Cel Painting: backwards in more ways than one


I once saw a program about an artist who was dyslexic and did all of her painting on glass so that when she flipped it over, it was 'right side up'. I wasn't even 10, and I thought it was the coolest thing ever. Have you ever seen a mural painted on the windows of a store? Have you ever watched a cartoon? That is all transparency painting. Henceforth it will be referred to as 'cel painting' because that is the most common use for it--as cel stills in animation.


In just about any traditional art form you work from the bottom up. You paint a background, then a foreground, etc. The last thing you do is the 'topmost' layer of paint, and the most clearly visible.
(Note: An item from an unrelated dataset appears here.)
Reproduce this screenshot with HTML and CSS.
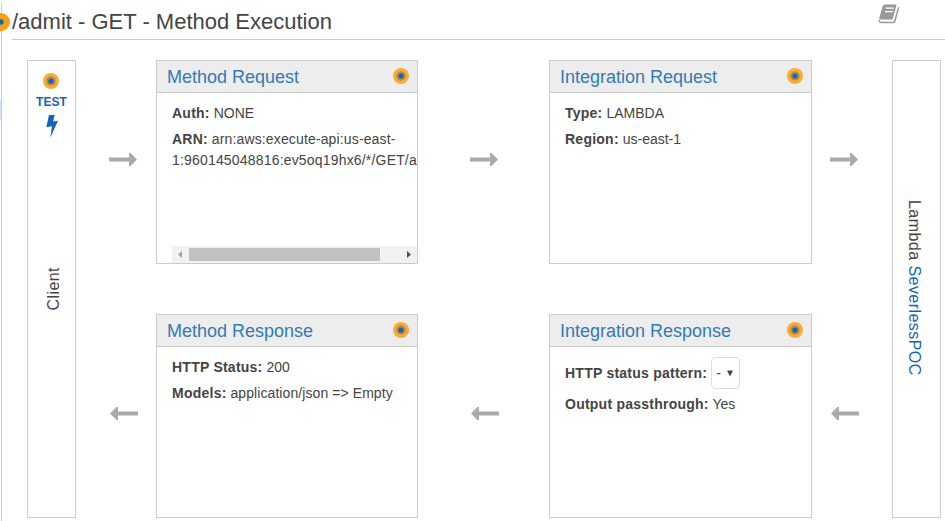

When working on a cel, the first thing you do is the topmost layer, and the background is the very last thing applied. Because you are working on a clear surface, when the image is complete it is the bottom layer that you see, inverted from the image you painted and completely backwards and utterly different from the 'worked' side with paint on it. Observe:


Wouldn't you love to hang that on your wall?
'Worked Side' (traditional top)


Also unlike other art forms, the skill in cel painting comes from meticulous planning before the pen or brush ever touches the transparency. After you've planned it out, it's little different from a paint-by-number. This is why few books on animation cover cel painting, because the blueprint for the cel is done by the skilled labor (animators) and the painting is done by cheap labor. It is after all disposable, made to be filmed and thrown away. But what happens when a skilled artist uses this medium as a way to illustrate? I'm still finding out, but so far the results have been pretty good.